Your task is to retype the lines from the opening of the material through the line that includes "let continuous = $state(true)". Do not copy the pictures.

══════════

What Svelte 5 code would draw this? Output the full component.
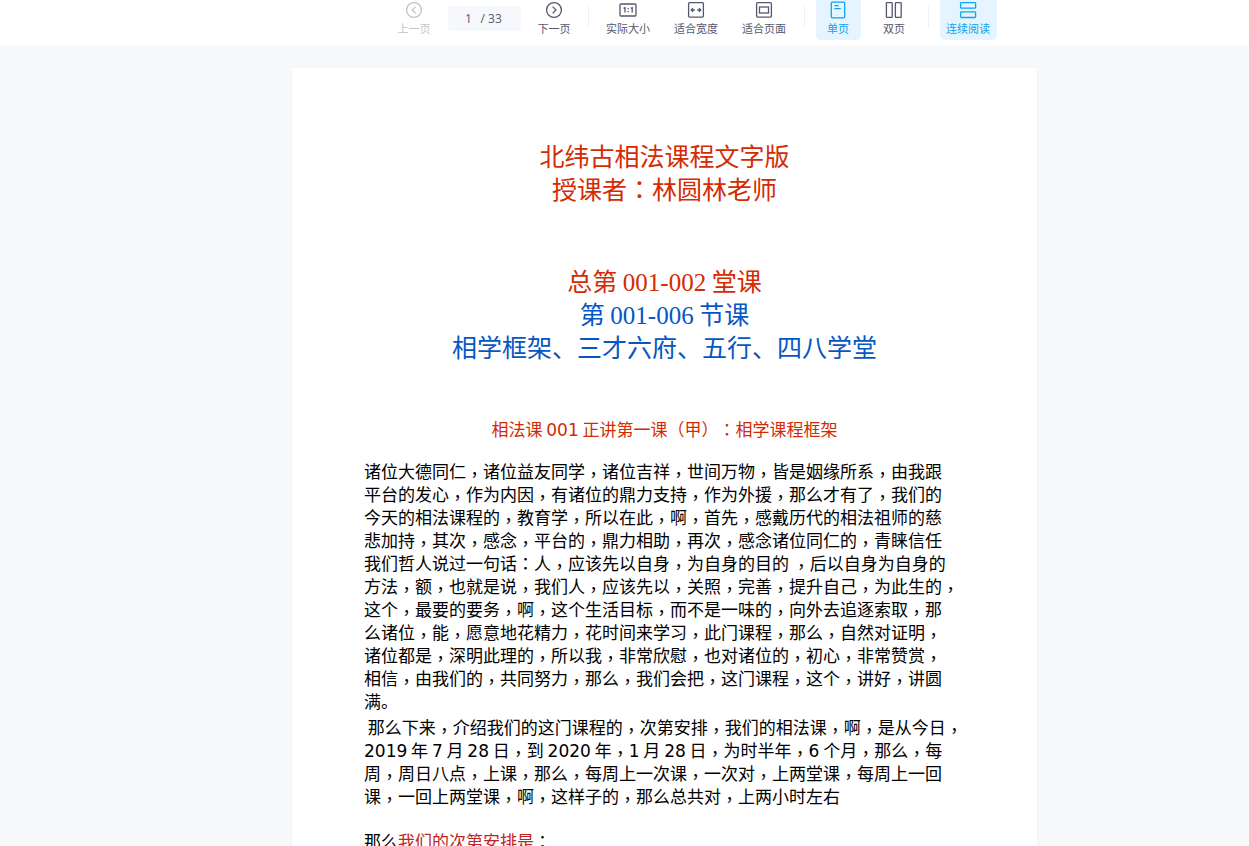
<script lang="ts">
  type Tool = { id: string, label: string, icon: string }

  const pageCount = 33
  let page = $state('1')
  let layout = $state('single')
  let continuous = $state(true)

  const zoomTools: Tool[] = [
    { id: 'actual', label: '实际大小', icon: 'actual' },
    { id: 'width', label: '适合宽度', icon: 'width' },
    { id: 'page', label: '适合页面', icon: 'page' }
  ]

  const layoutTools: Tool[] = [
    { id: 'single', label: '单页', icon: 'single' },
    { id: 'double', label: '双页', icon: 'double' }
  ]

  const paragraphs = [
    [
      '诸位大德同仁，诸位益友同学，诸位吉祥，世间万物，皆是姻缘所系，由我跟',
      '平台的发心，作为内因，有诸位的鼎力支持，作为外援，那么才有了，我们的',
      '今天的相法课程的，教育学，所以在此，啊，首先，感戴历代的相法祖师的慈',
      '悲加持，其次，感念，平台的，鼎力相助，再次，感念诸位同仁的，青睐信任',
      '我们哲人说过一句话：人，应该先以自身，为自身的目的 ，后以自身为自身的',
      '方法，额，也就是说，我们人，应该先以，关照，完善，提升自己，为此生的，',
      '这个，最要的要务，啊，这个生活目标，而不是一味的，向外去追逐索取，那',
      '么诸位，能，愿意地花精力，花时间来学习，此门课程，那么，自然对证明，',
      '诸位都是，深明此理的，所以我，非常欣慰，也对诸位的，初心，非常赞赏，',
      '相信，由我们的，共同努力，那么，我们会把，这门课程，这个，讲好，讲圆',
      '满。'
    ],
    [
      ' 那么下来，介绍我们的这门课程的，次第安排，我们的相法课，啊，是从今日，',
      '2019 年 7 月 28 日，到 2020 年，1 月 28 日，为时半年，6 个月，那么，每',
      '周，周日八点，上课，那么，每周上一次课，一次对，上两堂课，每周上一回',
      '课，一回上两堂课，啊，这样子的，那么总共对，上两小时左右'
    ]
  ]

  // numbers and centred punctuation use their own typefaces
  function kindOf(value: string) {
    if (/^[0-9-]+$/.test(value)) return 'num'
    if (value === '，') return 'punct comma'
    if (/^[：（）]$/.test(value)) return 'punct'
    return ''
  }

  function runs(text: string) {
    return text.split(/([0-9-]+|[，：（）])/).filter(Boolean).map(value => ({
      value,
      kind: kindOf(value)
    }))
  }
</script>

{#snippet rich(text: string)}{#each runs(text) as run}{#if run.kind}<span class={run.kind}>{run.value}</span>{:else}{run.value}{/if}{/each}{/snippet}

{#snippet icon(name: string)}
  <svg class="icon" viewBox="0 0 18 18" aria-hidden="true">
    {#if name === 'prev'}
      <circle cx="9" cy="9" r="7.4" />
      <path d="M10.6 5.6 7.2 9l3.4 3.4" />
    {:else if name === 'next'}
      <circle cx="9" cy="9" r="7.4" />
      <path d="M7.6 5.6 11 9l-3.4 3.4" />
    {:else if name === 'actual'}
      <rect x="1" y="3" width="16" height="12" rx="1" />
      <path d="M4.6 7.4 6 6.7v4.8M11.8 7.4l1.4-.7v4.8M9.2 7v1.2M9.2 10v1.2" />
    {:else if name === 'width'}
      <rect x="1.6" y="1.7" width="14.8" height="14.4" rx="1" />
      <path d="M7.8 9H4M6 7.2 4.2 9 6 10.8M10.2 9H14M12 7.2 13.8 9 12 10.8" />
    {:else if name === 'page'}
      <rect x="1.6" y="1.7" width="14.8" height="14.4" rx="1" />
      <rect x="4.5" y="6" width="9" height="6" />
    {:else if name === 'single'}
      <rect x="2.3" y="1.2" width="13.4" height="15.6" rx="1.2" />
      <path d="M5.4 4.6h4.4M5.4 7.7h6.4" />
    {:else if name === 'double'}
      <rect x="1.4" y="1.7" width="5.8" height="14.6" rx=".6" />
      <rect x="10.4" y="1.7" width="5.8" height="14.6" rx=".6" />
    {:else}
      <rect x="1.6" y="1.6" width="15" height="5.6" rx=".8" />
      <rect x="1.6" y="10.9" width="15" height="5.6" rx=".8" />
    {/if}
  </svg>
{/snippet}

<div class="reader">
  <header class="toolbar">
    <button class="tool" disabled={Number(page) <= 1}>
      {@render icon('prev')}
      <span>上一页</span>
    </button>
    <label class="pager">
      <input type="text" aria-label="页码" bind:value={page} />
      <span>/ {pageCount}</span>
    </label>
    <button class="tool" onclick={() => page = String(Number(page) + 1)}>
      {@render icon('next')}
      <span>下一页</span>
    </button>
    <i class="divider"></i>
    {#each zoomTools as tool}
      <button class="tool wide">
        {@render icon(tool.icon)}
        <span>{tool.label}</span>
      </button>
    {/each}
    <i class="divider"></i>
    {#each layoutTools as tool}
      <button class="tool" class:active={layout === tool.id} onclick={() => layout = tool.id}>
        {@render icon(tool.icon)}
        <span>{tool.label}</span>
      </button>
    {/each}
    <i class="divider"></i>
    <button class="tool wide" class:active={continuous} onclick={() => continuous = !continuous}>
      {@render icon('continuous')}
      <span>连续阅读</span>
    </button>
  </header>

  <main class="viewer">
    <article class="sheet">
      <h1 class="red">
        北纬古相法课程文字版<br />
        {@render rich('授课者：林圆林老师')}
      </h1>
      <h2>
        <span class="red">{@render rich('总第 001-002 堂课')}</span><br />
        {@render rich('第 001-006 节课')}<br />
        相学框架、三才六府、五行、四八学堂
      </h2>
      <h3 class="red">{@render rich('相法课 001 正讲第一课（甲）：相学课程框架')}</h3>
      {#each paragraphs as lines}
        <p>
          {#each lines as line}<span class="line">{@render rich(line)}</span>{/each}
        </p>
      {/each}
      <p class="next">{@render rich('那么')}<span class="crimson">我们的次第安排是</span>{@render rich('：')}</p>
    </article>
  </main>
</div>

<style>
  :global(body) {
    margin: 0;
    background: #f8f9fb;
  }

  .reader {
    display: flex;
    flex-direction: column;
    height: 100vh;
    font-family: "Noto Sans CJK SC", sans-serif;
    color: #55586c;
  }

  .toolbar {
    display: flex;
    justify-content: center;
    gap: 11px;
    flex: none;
    padding: 0 0 6px 139px;
    background: #fff;
  }

  .tool {
    display: flex;
    flex-direction: column;
    align-items: center;
    justify-content: flex-start;
    gap: 1px;
    min-width: 45px;
    height: 40px;
    padding: 0;
    border: 0;
    border-radius: 0 0 5px 5px;
    background: none;
    font: inherit;
    font-size: 11px;
    line-height: 16px;
    color: inherit;
    white-space: nowrap;
    cursor: pointer;
  }

  .tool.wide {
    min-width: 57px;
  }

  .tool:disabled {
    color: #c3c4c9;
    cursor: default;
  }

  .tool.active {
    background: #e5f4fe;
    color: #0ca4f3;
  }

  .icon {
    width: 18px;
    height: 18px;
    margin-top: 1px;
    fill: none;
    stroke: currentColor;
    stroke-width: 1.3;
  }

  .pager {
    display: flex;
    align-items: center;
    gap: 8px;
    box-sizing: border-box;
    width: 73px;
    height: 25px;
    margin-top: 6px;
    padding-left: 17px;
    border-radius: 4px;
    background: #f6f8fc;
    font-family: "Open Sans", sans-serif;
    font-size: 12px;
    line-height: 16px;
    white-space: nowrap;
  }

  .pager input {
    width: 8px;
    padding: 0;
    border: 0;
    outline: 0;
    background: none;
    font: inherit;
    color: inherit;
    text-align: center;
  }

  .divider {
    width: 1px;
    height: 22px;
    margin-top: 6px;
    background: #eff0f3;
  }

  .viewer {
    flex: 1;
    min-height: 0;
    padding: 22px 0 0 80px;
    overflow-y: auto;
    scrollbar-width: none;
  }

  .sheet {
    box-sizing: border-box;
    max-width: 745px;
    min-height: 1054px;
    margin: 0 auto;
    padding: 71px 0 72px;
    background: #fff;
    box-shadow: 0 0 4px rgba(60, 80, 120, 0.06);
    color: #000;
    text-spacing-trim: space-all;
  }

  h1,
  h2,
  h3 {
    margin: 0;
    font-weight: 400;
    text-align: center;
  }

  h1,
  h2 {
    font-size: 25px;
    line-height: 33px;
  }

  h2 {
    margin-top: 59px;
    color: #0656c4;
  }

  h3 {
    margin: 54px 0 19px;
    font-size: 17px;
    line-height: 23px;
  }

  p {
    margin: 0 0 3px;
    padding-left: 72px;
    font-size: 17px;
    line-height: 23px;
  }

  .line {
    display: block;
    white-space: pre;
  }

  .next {
    margin-top: 22px;
  }

  .red {
    color: #d42b03;
  }

  .crimson {
    color: #bf2426;
  }

  .num,
  .punct {
    line-height: 0;
  }

  .num {
    font-family: "DejaVu Sans", sans-serif;
  }

  h2 .num {
    font-family: "Liberation Serif", serif;
  }

  .punct {
    font-family: "Noto Sans CJK TC", sans-serif;
  }

  .comma {
    vertical-align: -3px;
  }
</style>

══════════

**The reply**
What Svelte 5 code would draw this? Output the full component.
<script lang="ts">
  type Tool = { id: string, label: string, icon: string }

  const pageCount = 33
  let page = $state('1')
  let layout = $state('single')
  let continuous = $state(true)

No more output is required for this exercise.